Muslim people in Australia come from over seventy countries and represent a wide variety of cultural backgrounds.

The stories in Coming of Age: Growing up Muslim in Australia are heartfelt and show unfamiliar images of Muslim people: a young female boxer, a young woman struggling to reconcile her sexual identity with her faith, a ten-year-old boy who renounces religion.

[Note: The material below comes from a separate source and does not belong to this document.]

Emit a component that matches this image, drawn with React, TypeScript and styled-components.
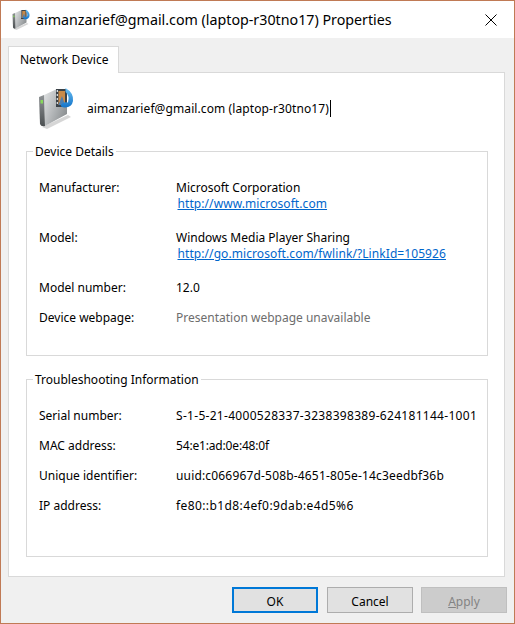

‘Coming of Age is the kind of book that will change how readers look at the world. Coloured with many shades of humour, warmth, sadness, anger, determination and honesty, it will resonate with readers from all backgrounds and beliefs.’ Bookseller +Publisher

Author bio:

Amra Pajalic is a Melbourne-based author of Bosnian background. Her debut novel The Good Daughter won the 2009 Melbourne Prize for Literature’s Civic Choice Award, was a finalist in the 2009 Melbourne Prize for Literature Best Writing Award and was shortlisted in the 2007 Victorian Premier’s Awards for Best Unpublished Manuscript. Garratt Publishing will publish her novel for children, Amir: Friend on Loan, in 2014. Amra’s short stories have placed in competitions, and been published in magazines, journals and anthologies. Her fiction has appeared in the 2004 and 2005 Best Australian Stories and her memoir piece was published in Etchings. Amra conducts short-story workshops and was funded by Artists in Schools to be an Artist in Residence in 2010, 2011 and 2012 in high schools. Her website is http://www.amrapajalic.com

Demet Divaroren was born in Adana, Turkey, and migrated to Australia with her family when she was six months old. She writes long and short fiction and non-fiction exploring life, love and the complexities of human emotions. Demet’s writing has appeared in Island magazine, Scribe’s New Australian Stories anthology, the Age Epicure and The Big Issue, and she was commended in the Ada Cambridge Biographical Prose Prize 2013. Her first novel Orayt? was shortlisted for the 2008 Australian Vogel Literary Award for an unpublished manuscript. She is the recipient of an Australia Council Artstart Grant, a Rosebank Residential Writing Fellowship, a Varuna Fellowship for a Writing Retreat and a Glenfern Grace Marion Wilson Fellowship. Demet is the Artist in Residence at Deer Park Art Spaces, where she facilitates writing workshops. She is represented by Curtis Brown literary agency. Her website is http://www.demetdivaroren.com

Amra and Demet are co-authors of the book What a Muslim Woman Looks Like, a government-funded publication.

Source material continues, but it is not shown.